Running is a serious business

Despite the crappy weather the race village was laid out like a mini festival and it looked ace. After dropping my bag off and popping into the hospitality tent to catch up with my friends, I got involved with the warm-up, taken by the lovely Geoff Bagshaw from Equinox. Geoff is an excellent trainer, the sweetest man alive, and the perfect choice to lead the masses.

Although many of my girlfriends were taking part, I really wanted to just enjoy the night and not beast myself, so I chose my run buddies carefully. I was delighted to run with my friend Ruth Hooper, an old school Run Dem Crew girlfriend who has since relocated to Amsterdam to do cool things for Nike women, and my gorgeous lady friend Bangs.

Rhal and Ruthie

Rhal and Ruthie

We were lucky enough to sneak up to the front, and so cheered on by the dulcet tones of our MC the inimitable Charlie Dark, we set off. As with almost every race I’ve ever done, it’s impossible not to get sucked in and start too fast, which we did. But within five minutes of running, it was obvious this was basically my dream race, sent down from the heavens on unicorn horseback and served up on a glimmering bed of disco joy.

I used to live right by Victoria Park and did all my first marathon training around that little patch of green, but for one night only the park had undergone a glittering transformation. Concrete paths were replaced by illuminated disco tunnels (heaven), ginormous light up KM markers, and woods of glowing fluorescent mushrooms beneath a thousand twinkling stars.


Disco mushrooms in Victoria Park

Ordinarily I’m not wild about the concept of gender specific activities, but I get it now. There was an electric atmosphere of female solidarity throughout the night. It felt like all 10,000 runners were in it together as we ran through the magical disco wonderland.

Although the disco tunnels were arguably the most exciting thing I’ve ever had the pleasure to run through in my entire life, the best part of the race was definitely at 7K. The sexy boys from Run Dem Crew were out in full force to support their girls, and they did them proud. If you ever need a vocal pick me up, enter a race that includes an RDC cheer section. You could hear their supportive cheers echoing through the park for miles; those boys really know how to make a girl feel like pulling up her sequin hotpants and running for the stars.

I stole this off Instagram sorry about that

I stole this off Instagram sorry about that

Next up we ran past the discolicious Josey Rebelle who had her own private party booth and stopped off for a quick dance, before hot-footing it to the finish line. After two laps of the park which seemed to glide by in a sea of twinkly lights, we ran holding hands across the finish line to the cheering crowds, and I felt like Chaka Khan beneath a million twinkling disco stars in Studio 54 heaven.

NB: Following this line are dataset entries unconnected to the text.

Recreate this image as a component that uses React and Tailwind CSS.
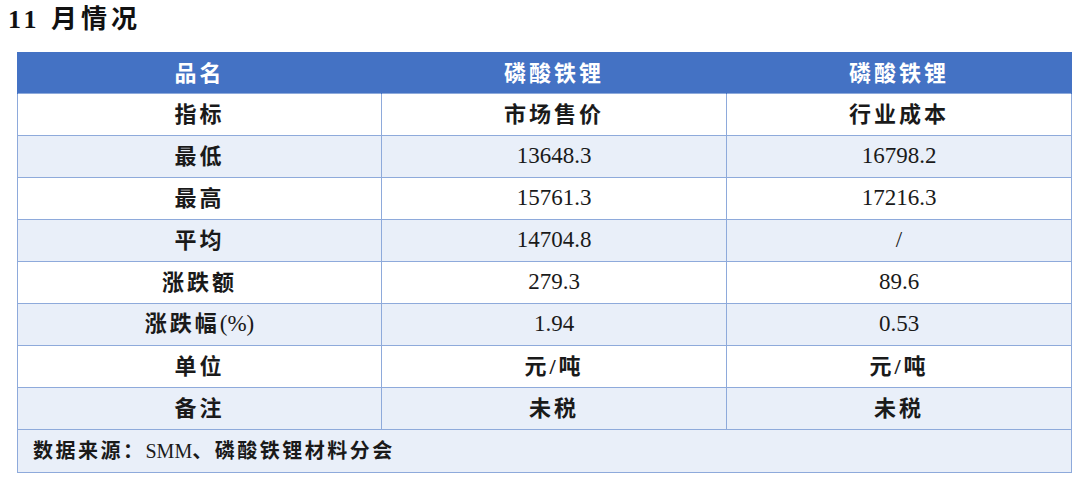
import React from "react";

const FONT = "font-['Liberation_Serif','Noto_Sans_CJK_SC',serif]";

const rows = [
  ["指标", "市场售价", "行业成本"],
  ["最低", "13648.3", "16798.2"],
  ["最高", "15761.3", "17216.3"],
  ["平均", "14704.8", "/"],
  ["涨跌额", "279.3", "89.6"],
  ["涨跌幅(%)", "1.94", "0.53"],
  ["单位", "元/吨", "元/吨"],
  ["备注", "未税", "未税"],
];

// CJK text gets extra spacing, plain numbers don't
const isCjk = (s) => /[\u4e00-\u9fff]/.test(s);

function Cell({ text }) {
  const pct = text.endsWith("(%)");
  return (
    <td
      className={`h-[42px] border border-[#8eaadb] text-center align-middle text-[#1a1a1a] ${
        isCjk(text) ? "text-[22px] font-semibold tracking-[3px]" : "text-[23px]"
      }`}
    >
      {pct ? (
        <>
          {text.slice(0, -3)}
          <span className="tracking-normal font-normal text-[23px]">(%)</span>
        </>
      ) : (
        text
      )}
    </td>
  );
}

export default function App() {
  return (
    <div className={`w-[1080px] h-[481px] bg-white ${FONT}`}>
      <h1 className="pl-[8px] pt-[3px] h-[52px] text-[26px] font-bold tracking-[4px] text-[#111] leading-[34px]">
        11 月情况
      </h1>

      <table className="ml-[17px] w-[1054px] border-collapse table-fixed">
        <colgroup>
          <col className="w-[364px]" />
          <col className="w-[345px]" />
          <col className="w-[345px]" />
        </colgroup>
        <thead>
          <tr className="bg-[#4472c4]">
            {["品名", "磷酸铁锂", "磷酸铁锂"].map((h, i) => (
              <th
                key={i}
                className="h-[41px] border-x border-t border-[#4472c4] text-center align-middle text-[22px] font-semibold tracking-[3px] text-white"
              >
                {h}
              </th>
            ))}
          </tr>
        </thead>
        <tbody>
          {rows.map((r, i) => (
            <tr key={i} className={i % 2 === 0 ? "bg-white" : "bg-[#e9eff9]"}>
              {r.map((c, j) => (
                <Cell key={j} text={c} />
              ))}
            </tr>
          ))}
          <tr className="bg-[#e9eff9]">
            <td
              colSpan={3}
              className="h-[43px] border border-[#8eaadb] pl-[15px] text-left align-middle text-[20px] font-semibold tracking-[2.5px] text-[#1a1a1a]"
            >
              数据来源：<span className="font-normal tracking-normal">SMM</span>、磷酸铁锂材料分会
            </td>
          </tr>
        </tbody>
      </table>
    </div>
  );
}
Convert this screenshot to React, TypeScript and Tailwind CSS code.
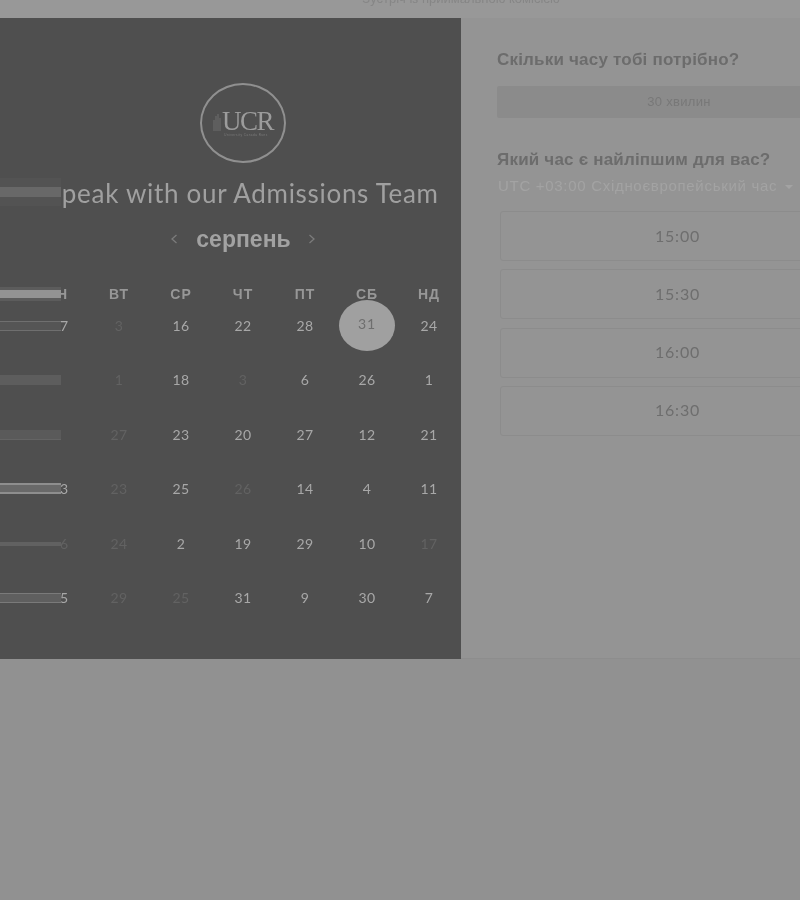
const days = ["ПН", "ВТ", "СР", "ЧТ", "ПТ", "СБ", "НД"];

// d = day, m = muted (other month), s = selected
const rows = [
  [{ d: "17" }, { d: "3", m: true }, { d: "16" }, { d: "22" }, { d: "28" }, { d: "31", s: true }, { d: "24" }],
  [{ d: "8" }, { d: "1", m: true }, { d: "18" }, { d: "3", m: true }, { d: "6" }, { d: "26" }, { d: "1" }],
  [{ d: "5" }, { d: "27", m: true }, { d: "23" }, { d: "20" }, { d: "27" }, { d: "12" }, { d: "21" }],
  [{ d: "13" }, { d: "23", m: true }, { d: "25" }, { d: "26", m: true }, { d: "14" }, { d: "4" }, { d: "11" }],
  [{ d: "16", m: true }, { d: "24", m: true }, { d: "2" }, { d: "19" }, { d: "29" }, { d: "10" }, { d: "17", m: true }],
  [{ d: "15" }, { d: "29", m: true }, { d: "25", m: true }, { d: "31" }, { d: "9" }, { d: "30" }, { d: "7" }],
];

// the striped glitch bars that cover the first column
const stripes = [
  "top-[21px] h-[10px] border-y border-[#6f6f6f] bg-[#555555]",
  "top-[21px] h-[10px] bg-[#5d5d5d]",
  "top-[21px] h-[10px] border-b border-[#646464] bg-[#5a5a5a]",
  "top-[20px] h-[11px] border-y-2 border-[#8e8e8e] bg-[#696969]",
  "top-[21px] h-[10px] border-y-[3px] border-[#4f4f4f] bg-[#616161]",
  "top-[21px] h-[10px] border-y border-[#7a7a7a] bg-[#5f5f5f]",
];

const times = ["15:00", "15:30", "16:00", "16:30"];

function Logo() {
  return (
    <div className="flex h-[80px] w-[86px] flex-col items-center justify-center rounded-[50%] border-2 border-[#909090]">
      <div className="mt-[2px] flex items-end">
        <svg width="9" height="19" viewBox="0 0 9 19">
          <path d="M1 19V8M3 19V4M5 19V2M7 19V6" stroke="#696969" strokeWidth="1.2" fill="none" />
        </svg>
        <span className="font-['Liberation_Serif',serif] text-[27px] leading-[20px] tracking-[-1.5px] text-[#9c9c9c]">UCR</span>
      </div>
      <span className="ml-[6px] mt-[2px] whitespace-nowrap font-['Liberation_Sans',sans-serif] text-[3px] leading-[4px] tracking-[0.5px] text-[#7d7d7d]">
        University Canada Runs
      </span>
    </div>
  );
}

function Calendar() {
  return (
    <div className="flex h-[641px] w-[461px] shrink-0 flex-col items-center bg-[#4f4f4f] pl-[26px] pr-[1px] pt-[65px]">
      <Logo />
      <div className="relative mt-[12px] w-full whitespace-nowrap text-center font-['Lato',sans-serif] text-[26px] leading-[36px] tracking-[0.7px] text-[#a0a0a0]">
        Speak with our Admissions Team
        <div className="absolute left-[-26px] top-[3px] h-[28px] w-[61px] border-y-[9px] border-[#535353] bg-[#686868]" />
      </div>
      <div className="mt-[13px] flex h-[30px] items-center font-['Liberation_Sans',sans-serif] text-[#a2a2a2]">
        <svg width="8" height="12" viewBox="0 0 8 12" className="mr-[18px]">
          <path d="M6.5 2 2 6l4.5 4" stroke="#7c7c7c" strokeWidth="1.3" fill="none" />
        </svg>
        <span className="text-[23px] font-bold leading-[30px]">серпень</span>
        <svg width="8" height="12" viewBox="0 0 8 12" className="ml-[17px]">
          <path d="M1.5 2 6 6l-4.5 4" stroke="#7c7c7c" strokeWidth="1.3" fill="none" />
        </svg>
      </div>
      <div className="mt-[30px] grid w-full grid-cols-7 font-['Liberation_Sans',sans-serif] text-[14px] font-bold leading-[20px] tracking-[1px] text-[#979797]">
        {days.map((d, i) => (
          <div key={d} className="relative text-center">
            {d}
            {i === 0 && <div className="absolute left-[-26px] top-[3px] h-[14px] w-[61px] border-y-[3px] border-[#5c5c5c] bg-[#939393]" />}
          </div>
        ))}
      </div>
      <div className="mt-[-4px] grid w-full grid-cols-7 grid-rows-6 font-['Lato',sans-serif] text-[14px]">
        {rows.map((row, i) =>
          row.map((c, j) => (
            <div key={`${i}-${j}`} className="relative flex h-[54.4px] items-start justify-center">
              {c.s ? (
                <span className="absolute left-[3px] top-0 flex h-[51px] w-[56px] items-start justify-center rounded-[50%] bg-[#a0a0a0] pt-[14px] leading-[20px] tracking-[1px] text-[#6e6e6e]">
                  {c.d}
                </span>
              ) : (
                <span className={`mt-[16px] leading-[20px] tracking-[0.5px] ${j === 0 && c.d.length === 2 ? "ml-[6px]" : ""} ${c.m ? "text-[#626262]" : "text-[#a8a8a8]"}`}>
                  {c.d}
                </span>
              )}
              {j === 0 && <div className={`absolute left-[-26px] w-[61px] ${stripes[i]}`} />}
            </div>
          ))
        )}
      </div>
    </div>
  );
}

function Sidebar() {
  return (
    <div className="h-[641px] w-[400px] shrink-0 border-b border-[#8d8d8d] bg-[#949494] pl-[36px] pt-[30px] font-['Liberation_Sans',sans-serif]">
      <h2 className="text-[17px] font-bold leading-[24px] tracking-[0.2px] text-[#6c6c6c]">Скільки часу тобі потрібно?</h2>
      <div className="mt-[14px] flex h-[32px] w-[364px] items-center justify-center rounded-[2px] bg-[#8b8b8b] text-[13px] tracking-[0.3px] text-[#787878]">
        30 хвилин
      </div>
      <h2 className="mt-[30px] text-[17px] font-bold leading-[24px] tracking-[0.2px] text-[#6c6c6c]">Який час є найліпшим для вас?</h2>
      <div className="ml-[1px] mt-[2px] flex items-center text-[15px] leading-[24px] tracking-[0.7px] text-[#a3a3a3]">
        UTC +03:00 Східноєвропейський час
        <span className="ml-[8px] mt-[2px] h-0 w-0 border-x-[4px] border-t-[4px] border-x-transparent border-t-[#a3a3a3]" />
      </div>
      <div className="ml-[3px] mt-[13px] flex w-[355px] flex-col gap-[8.3px]">
        {times.map((t) => (
          <div key={t} className="flex h-[50px] items-center justify-center rounded-[3px] border border-[#8c8c8c] pb-[1px] font-['Lato',sans-serif] text-[16px] tracking-[0.8px] text-[#6e6e6e]">
            {t}
          </div>
        ))}
      </div>
    </div>
  );
}

export default function App() {
  return (
    <div className="h-[900px] w-[800px] overflow-hidden bg-[#919191] blur-[0.4px]">
      <div className="flex h-[18px] justify-center overflow-hidden bg-[#989898]">
        <span className="ml-[122px] mt-[-9px] font-['Liberation_Sans',sans-serif] text-[13px] leading-[16px] text-[#868686]">
          Зустріч із приймальною комісією
        </span>
      </div>
      <div className="flex">
        <Calendar />
        <Sidebar />
      </div>
    </div>
  );
}
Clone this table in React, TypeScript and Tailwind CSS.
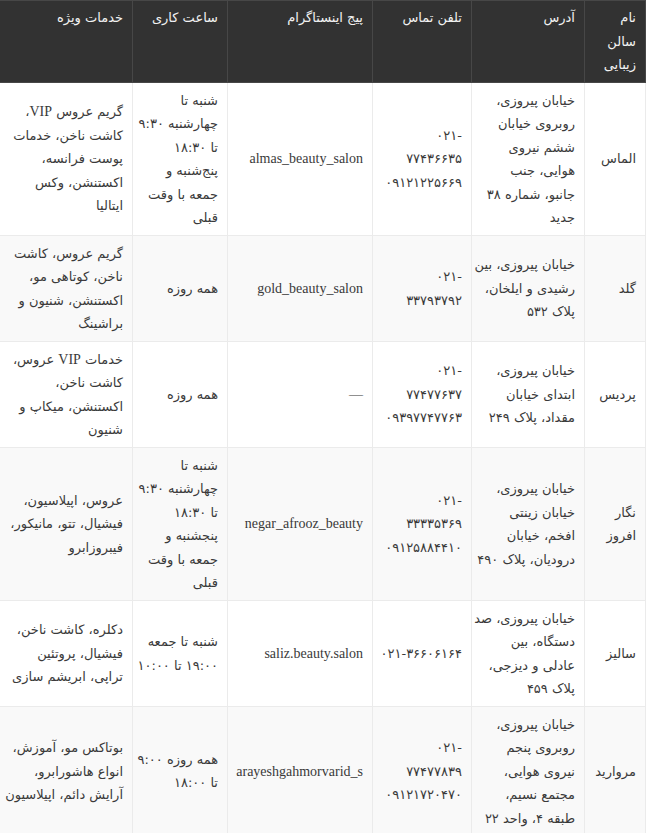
import React from "react";

type Row = {
  name: string[];
  address: string[];
  phone: string[];
  insta: string;
  hours: string[];
  services: string[];
};

const rows: Row[] = [
  {
    name: ["الماس"],
    address: ["خیابان پیروزی،", "روبروی خیابان", "ششم نیروی", "هوایی، جنب", "جانبو، شماره ۳۸", "جدید"],
    phone: ["۰۲۱-", "۷۷۴۳۶۶۳۵", "۰۹۱۲۱۲۲۵۶۶۹"],
    insta: "almas_beauty_salon",
    hours: ["شنبه تا", "چهارشنبه ۹:۳۰", "تا ۱۸:۳۰", "پنج‌شنبه و", "جمعه با وقت", "قبلی"],
    services: ["گریم عروس VIP،", "کاشت ناخن، خدمات", "پوست فرانسه،", "اکستنشن، وکس", "ایتالیا"],
  },
  {
    name: ["گلد"],
    address: ["خیابان پیروزی، بین", "رشیدی و ایلخان،", "پلاک ۵۳۲"],
    phone: ["۰۲۱-", "۳۳۷۹۳۷۹۲"],
    insta: "gold_beauty_salon",
    hours: ["همه روزه"],
    services: ["گریم عروس، کاشت", "ناخن، کوتاهی مو،", "اکستنشن، شنیون و", "براشینگ"],
  },
  {
    name: ["پردیس"],
    address: ["خیابان پیروزی،", "ابتدای خیابان", "مقداد، پلاک ۲۴۹"],
    phone: ["۰۲۱-", "۷۷۴۷۷۶۳۷", "۰۹۳۹۷۷۴۷۷۶۳"],
    insta: "—",
    hours: ["همه روزه"],
    services: ["خدمات VIP عروس،", "کاشت ناخن،", "اکستنشن، میکاپ و", "شنیون"],
  },
  {
    name: ["نگار", "افروز"],
    address: ["خیابان پیروزی،", "خیابان زینتی", "افخم، خیابان", "درودیان، پلاک ۴۹۰"],
    phone: ["۰۲۱-", "۳۳۳۳۵۳۶۹", "۰۹۱۲۵۸۸۴۴۱۰"],
    insta: "negar_afrooz_beauty",
    hours: ["شنبه تا", "چهارشنبه ۹:۳۰", "تا ۱۸:۳۰", "پنجشنبه و", "جمعه با وقت", "قبلی"],
    services: ["عروس، اپیلاسیون،", "فیشیال، تتو، مانیکور،", "فیبروزابرو"],
  },
  {
    name: ["سالیز"],
    address: ["خیابان پیروزی، صد", "دستگاه، بین", "عادلی و دیزجی،", "پلاک ۴۵۹"],
    phone: ["۰۲۱-۳۶۶۰۶۱۶۴"],
    insta: "saliz.beauty.salon",
    hours: ["شنبه تا جمعه", "۱۹:۰۰ تا ۱۰:۰۰"],
    services: ["دکلره، کاشت ناخن،", "فیشیال، پروتئین", "تراپی، ابریشم سازی"],
  },
  {
    name: ["مروارید"],
    address: ["خیابان پیروزی،", "روبروی پنجم", "نیروی هوایی،", "مجتمع نسیم،", "طبقه ۴، واحد ۲۲"],
    phone: ["۰۲۱-", "۷۷۴۷۷۸۳۹", "۰۹۱۲۱۷۲۰۴۷۰"],
    insta: "arayeshgahmorvarid_s",
    hours: ["همه روزه ۹:۰۰", "تا ۱۸:۰۰"],
    services: ["بوتاکس مو، آموزش،", "انواع هاشورابرو،", "آرایش دائم، اپیلاسیون"],
  },
];

function Line({ text }: { text: string }) {
  if (text.endsWith("-")) return <span dir="ltr">{text}</span>;
  const parts = text.split(/(VIP)/);
  return (
    <>
      {parts.map((p, i) =>
        p === "VIP" ? (
          <span key={i} className="font-['Liberation_Serif',serif] text-[14px]">
            VIP
          </span>
        ) : (
          <React.Fragment key={i}>{p}</React.Fragment>
        )
      )}
    </>
  );
}

function Lines({ lines }: { lines: string[] }) {
  return (
    <>
      {lines.map((l, i) => (
        <div key={i} className="whitespace-nowrap">
          <Line text={l} />
        </div>
      ))}
    </>
  );
}

const th = "border border-[#474747] px-[9px] pt-[5px] pb-[5px] text-right align-top font-normal text-[#f2f2f2]";
const td = "border border-[#ebebeb] px-[9px] pt-[6px] pb-[5px] text-right align-middle";

export default function App() {
  return (
    <div
      dir="rtl"
      className="w-[646px] bg-white text-[#3a3a3a] text-[13px] leading-[23.5px] font-['DejaVu_Sans',sans-serif]"
    >
      <table className="w-full table-fixed border-collapse">
        <colgroup>
          <col className="w-[61px]" />
          <col className="w-[113px]" />
          <col className="w-[99px]" />
          <col className="w-[145px]" />
          <col className="w-[95px]" />
          <col className="w-[133px]" />
        </colgroup>
        <thead>
          <tr className="bg-[#323232]">
            <th className={th}>
              <Lines lines={["نام", "سالن", "زیبایی"]} />
            </th>
            <th className={th}>آدرس</th>
            <th className={th}>تلفن تماس</th>
            <th className={th}>پیج اینستاگرام</th>
            <th className={th}>ساعت کاری</th>
            <th className={th}>خدمات ویژه</th>
          </tr>
        </thead>
        <tbody>
          {rows.map((r, i) => (
            <tr key={i} className={i % 2 === 1 ? "bg-[#f9f9f9]" : "bg-white"}>
              <td className={td}>
                <Lines lines={r.name} />
              </td>
              <td className={td}>
                <Lines lines={r.address} />
              </td>
              <td className={td}>
                <Lines lines={r.phone} />
              </td>
              <td
                className={`${td} text-[14px] whitespace-nowrap overflow-hidden font-['Liberation_Serif',serif]`}
              >
                {r.insta}
              </td>
              <td className={td}>
                <Lines lines={r.hours} />
              </td>
              <td className={td}>
                <Lines lines={r.services} />
              </td>
            </tr>
          ))}
        </tbody>
      </table>
    </div>
  );
}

After crossing the finish line we were handed our Alex Monroe finisher’s necklace, and headed off to the hospitality tent, where they fed us delicious wholefood, popcorn and lashings of gin. I then proceeded to get plastered in the company of sexy friends, and even got to meet the marathon champion of the world, the mighty Paula Radcliffe.


Disco Paula puts the Rad in Radcliffe

But before the close of the night, I had one more run to do. At about 10pm I realised, pissed as a fart, that I had forgotten to pick up my bag. The last leftover bag in the tent, I raced across the park and was greeted by my final finish line of the day, three little bag guys cheering me on so they could close the tent and go home. Luckily they didn’t seem remotely bothered about having to wait for an hour in the freezing cold for me to hurry up and collect my bag. Sorry dudes. You made my night.

The event was impeccably organised, everything looked beautiful, and I loved the course. I can’t fault We Own The Night; it was a perfectly organised slice of disco sex heaven. If I were Queen of the World, I would insist that all races were exactly like it and every week we’d all be forced to have a huge disco run with hugs and cheers and vats of gin. Minus the night bus home in gold sequin hotpants; that was a bit dodgy.